§ Set exercise: Among the entries below, copy only the span from the line containing "Recreate this image" through the line containing "const isHan = (ch)". Do so exactly, and skip the pictures.

§ Entries:
(begin)

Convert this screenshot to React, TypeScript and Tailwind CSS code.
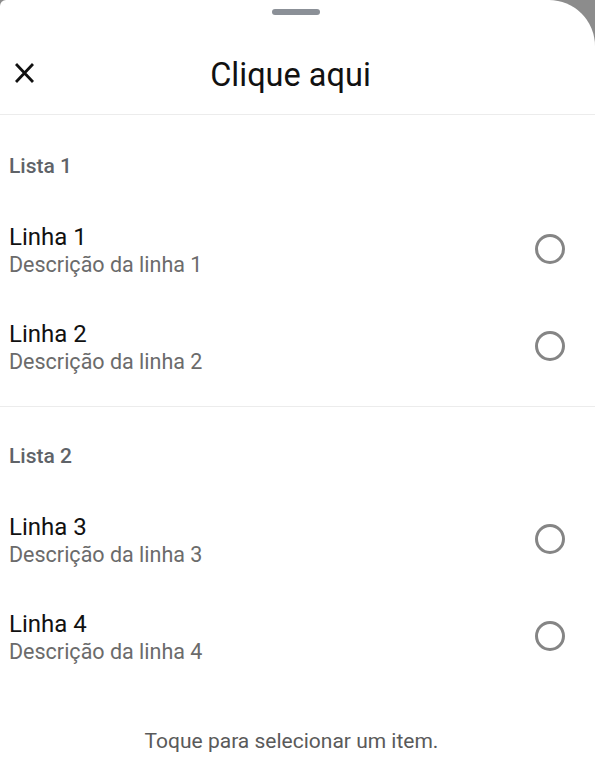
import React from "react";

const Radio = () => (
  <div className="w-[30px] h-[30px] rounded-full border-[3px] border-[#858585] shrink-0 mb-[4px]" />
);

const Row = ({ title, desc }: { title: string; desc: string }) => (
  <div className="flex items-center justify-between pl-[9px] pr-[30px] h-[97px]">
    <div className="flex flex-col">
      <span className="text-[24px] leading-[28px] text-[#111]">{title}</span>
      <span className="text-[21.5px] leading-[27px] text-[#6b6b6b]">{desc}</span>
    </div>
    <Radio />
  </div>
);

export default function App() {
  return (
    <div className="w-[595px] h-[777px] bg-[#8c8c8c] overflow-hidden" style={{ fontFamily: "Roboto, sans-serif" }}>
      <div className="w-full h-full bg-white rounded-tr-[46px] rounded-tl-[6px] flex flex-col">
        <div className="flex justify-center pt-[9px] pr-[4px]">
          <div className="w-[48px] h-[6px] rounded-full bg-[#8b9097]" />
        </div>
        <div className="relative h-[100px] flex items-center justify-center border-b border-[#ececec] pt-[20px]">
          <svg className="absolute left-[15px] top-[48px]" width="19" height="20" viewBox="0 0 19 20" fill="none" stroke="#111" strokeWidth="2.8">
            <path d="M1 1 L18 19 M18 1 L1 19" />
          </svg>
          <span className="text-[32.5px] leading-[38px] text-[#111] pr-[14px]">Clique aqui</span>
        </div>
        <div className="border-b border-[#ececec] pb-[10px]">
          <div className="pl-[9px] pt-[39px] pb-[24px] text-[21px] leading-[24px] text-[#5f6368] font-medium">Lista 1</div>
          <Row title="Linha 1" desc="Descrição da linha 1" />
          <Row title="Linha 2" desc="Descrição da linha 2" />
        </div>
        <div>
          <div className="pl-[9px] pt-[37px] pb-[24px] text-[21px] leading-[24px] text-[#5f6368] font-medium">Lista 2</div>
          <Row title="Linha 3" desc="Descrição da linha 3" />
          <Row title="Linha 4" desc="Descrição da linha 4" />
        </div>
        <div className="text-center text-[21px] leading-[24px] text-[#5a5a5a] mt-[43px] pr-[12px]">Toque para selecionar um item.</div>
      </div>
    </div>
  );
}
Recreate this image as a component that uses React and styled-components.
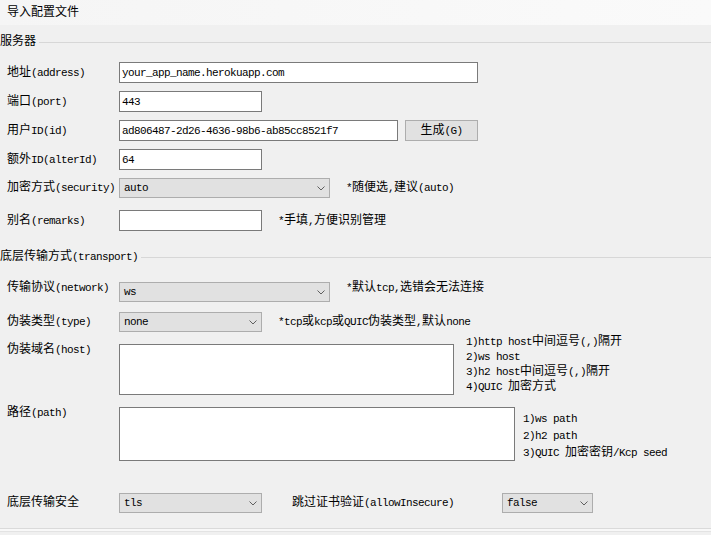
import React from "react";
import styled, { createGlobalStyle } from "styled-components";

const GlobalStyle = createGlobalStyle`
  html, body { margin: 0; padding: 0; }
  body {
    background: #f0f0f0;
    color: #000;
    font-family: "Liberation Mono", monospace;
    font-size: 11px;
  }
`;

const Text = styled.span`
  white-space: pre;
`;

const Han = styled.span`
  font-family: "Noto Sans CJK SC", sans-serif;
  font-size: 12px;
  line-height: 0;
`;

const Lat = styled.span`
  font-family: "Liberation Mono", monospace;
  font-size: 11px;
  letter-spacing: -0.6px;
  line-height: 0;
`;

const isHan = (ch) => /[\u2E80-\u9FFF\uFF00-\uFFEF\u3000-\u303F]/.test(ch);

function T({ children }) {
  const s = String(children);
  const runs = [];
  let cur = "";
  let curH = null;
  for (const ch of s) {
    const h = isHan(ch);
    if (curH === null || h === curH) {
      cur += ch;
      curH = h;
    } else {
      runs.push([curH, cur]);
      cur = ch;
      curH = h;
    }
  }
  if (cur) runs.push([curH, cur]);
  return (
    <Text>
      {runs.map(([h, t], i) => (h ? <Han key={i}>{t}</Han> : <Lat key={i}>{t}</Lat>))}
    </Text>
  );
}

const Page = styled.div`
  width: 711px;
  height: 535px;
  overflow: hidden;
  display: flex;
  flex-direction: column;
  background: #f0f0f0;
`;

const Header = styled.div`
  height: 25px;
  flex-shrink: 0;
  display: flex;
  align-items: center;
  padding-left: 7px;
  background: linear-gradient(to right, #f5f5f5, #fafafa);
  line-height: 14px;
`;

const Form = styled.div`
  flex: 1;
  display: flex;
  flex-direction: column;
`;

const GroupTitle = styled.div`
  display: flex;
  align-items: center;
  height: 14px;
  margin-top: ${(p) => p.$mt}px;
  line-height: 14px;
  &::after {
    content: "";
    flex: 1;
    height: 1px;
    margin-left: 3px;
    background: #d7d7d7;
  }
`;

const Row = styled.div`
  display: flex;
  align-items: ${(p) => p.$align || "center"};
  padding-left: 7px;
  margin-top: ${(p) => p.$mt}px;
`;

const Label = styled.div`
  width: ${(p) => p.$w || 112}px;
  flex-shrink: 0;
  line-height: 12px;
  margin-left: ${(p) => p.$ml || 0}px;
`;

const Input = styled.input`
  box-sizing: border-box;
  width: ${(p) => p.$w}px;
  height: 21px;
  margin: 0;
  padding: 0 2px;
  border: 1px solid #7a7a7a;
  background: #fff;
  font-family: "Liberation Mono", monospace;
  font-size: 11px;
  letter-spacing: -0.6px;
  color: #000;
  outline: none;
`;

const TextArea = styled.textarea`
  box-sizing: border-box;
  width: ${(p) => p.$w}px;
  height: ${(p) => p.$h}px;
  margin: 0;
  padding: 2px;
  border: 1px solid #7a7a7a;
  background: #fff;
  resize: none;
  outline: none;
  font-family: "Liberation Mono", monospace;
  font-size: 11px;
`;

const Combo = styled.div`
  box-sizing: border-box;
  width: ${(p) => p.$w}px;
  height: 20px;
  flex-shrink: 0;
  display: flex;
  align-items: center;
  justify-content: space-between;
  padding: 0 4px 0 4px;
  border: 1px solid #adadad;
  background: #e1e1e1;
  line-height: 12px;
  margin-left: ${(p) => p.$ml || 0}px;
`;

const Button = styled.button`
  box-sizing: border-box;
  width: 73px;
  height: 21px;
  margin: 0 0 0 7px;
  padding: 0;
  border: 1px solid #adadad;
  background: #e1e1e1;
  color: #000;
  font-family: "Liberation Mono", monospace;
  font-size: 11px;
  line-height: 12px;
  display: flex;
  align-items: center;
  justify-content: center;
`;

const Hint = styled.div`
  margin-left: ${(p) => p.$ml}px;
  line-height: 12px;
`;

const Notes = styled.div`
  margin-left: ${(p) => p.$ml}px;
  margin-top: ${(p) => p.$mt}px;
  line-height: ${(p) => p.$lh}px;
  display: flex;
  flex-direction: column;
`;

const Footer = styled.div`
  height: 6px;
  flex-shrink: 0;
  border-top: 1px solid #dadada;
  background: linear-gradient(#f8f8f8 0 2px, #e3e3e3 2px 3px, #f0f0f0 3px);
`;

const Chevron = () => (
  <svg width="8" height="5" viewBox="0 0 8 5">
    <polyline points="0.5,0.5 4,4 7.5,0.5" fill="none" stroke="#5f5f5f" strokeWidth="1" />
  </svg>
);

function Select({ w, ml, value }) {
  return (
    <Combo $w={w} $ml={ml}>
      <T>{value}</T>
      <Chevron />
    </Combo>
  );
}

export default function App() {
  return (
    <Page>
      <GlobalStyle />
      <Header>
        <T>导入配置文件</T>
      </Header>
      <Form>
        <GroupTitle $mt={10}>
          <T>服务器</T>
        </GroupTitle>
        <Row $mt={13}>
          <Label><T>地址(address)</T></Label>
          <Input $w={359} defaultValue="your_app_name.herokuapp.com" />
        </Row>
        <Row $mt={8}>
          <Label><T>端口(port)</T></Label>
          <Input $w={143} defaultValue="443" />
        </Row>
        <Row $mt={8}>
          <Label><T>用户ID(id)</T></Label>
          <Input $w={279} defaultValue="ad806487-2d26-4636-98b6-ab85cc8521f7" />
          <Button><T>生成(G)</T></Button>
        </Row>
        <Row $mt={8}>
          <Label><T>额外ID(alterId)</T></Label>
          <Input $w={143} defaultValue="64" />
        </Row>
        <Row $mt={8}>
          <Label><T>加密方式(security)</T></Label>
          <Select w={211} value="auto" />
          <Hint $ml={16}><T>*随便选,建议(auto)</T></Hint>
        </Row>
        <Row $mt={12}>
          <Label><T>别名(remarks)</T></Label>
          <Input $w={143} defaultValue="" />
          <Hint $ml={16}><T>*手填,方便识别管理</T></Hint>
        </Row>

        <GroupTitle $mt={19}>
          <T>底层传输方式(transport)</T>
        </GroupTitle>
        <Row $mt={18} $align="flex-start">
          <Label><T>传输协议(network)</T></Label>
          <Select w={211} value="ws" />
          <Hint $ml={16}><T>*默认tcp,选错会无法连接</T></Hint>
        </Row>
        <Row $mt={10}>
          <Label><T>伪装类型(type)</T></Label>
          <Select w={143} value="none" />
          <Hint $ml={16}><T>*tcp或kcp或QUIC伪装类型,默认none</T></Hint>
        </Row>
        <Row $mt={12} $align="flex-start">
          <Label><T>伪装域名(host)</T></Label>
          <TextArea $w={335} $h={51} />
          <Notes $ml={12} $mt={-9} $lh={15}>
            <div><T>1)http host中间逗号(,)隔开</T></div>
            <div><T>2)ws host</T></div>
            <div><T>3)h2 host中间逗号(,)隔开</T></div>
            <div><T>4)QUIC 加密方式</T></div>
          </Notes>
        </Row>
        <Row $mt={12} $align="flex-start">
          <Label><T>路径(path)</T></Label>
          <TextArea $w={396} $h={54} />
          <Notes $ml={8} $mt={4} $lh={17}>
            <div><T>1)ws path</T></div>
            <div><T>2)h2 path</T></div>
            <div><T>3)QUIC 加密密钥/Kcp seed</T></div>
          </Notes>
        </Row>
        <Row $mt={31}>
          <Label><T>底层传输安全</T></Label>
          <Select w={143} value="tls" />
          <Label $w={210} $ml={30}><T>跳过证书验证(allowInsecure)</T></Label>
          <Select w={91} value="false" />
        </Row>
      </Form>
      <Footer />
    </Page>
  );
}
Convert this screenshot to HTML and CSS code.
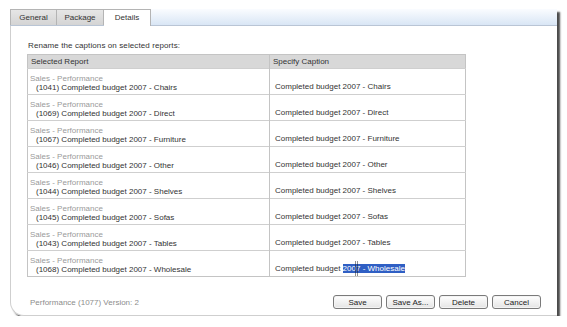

(end)

§ Result:
Recreate this image as a component that uses React and styled-components.
import React from "react";
import styled, { createGlobalStyle } from "styled-components";

const GlobalStyle = createGlobalStyle`
  html, body { margin: 0; padding: 0; }
  body {
    background: #f0f0f0;
    color: #000;
    font-family: "Liberation Mono", monospace;
    font-size: 11px;
  }
`;

const Text = styled.span`
  white-space: pre;
`;

const Han = styled.span`
  font-family: "Noto Sans CJK SC", sans-serif;
  font-size: 12px;
  line-height: 0;
`;

const Lat = styled.span`
  font-family: "Liberation Mono", monospace;
  font-size: 11px;
  letter-spacing: -0.6px;
  line-height: 0;
`;

const isHan = (ch) => /[\u2E80-\u9FFF\uFF00-\uFFEF\u3000-\u303F]/.test(ch);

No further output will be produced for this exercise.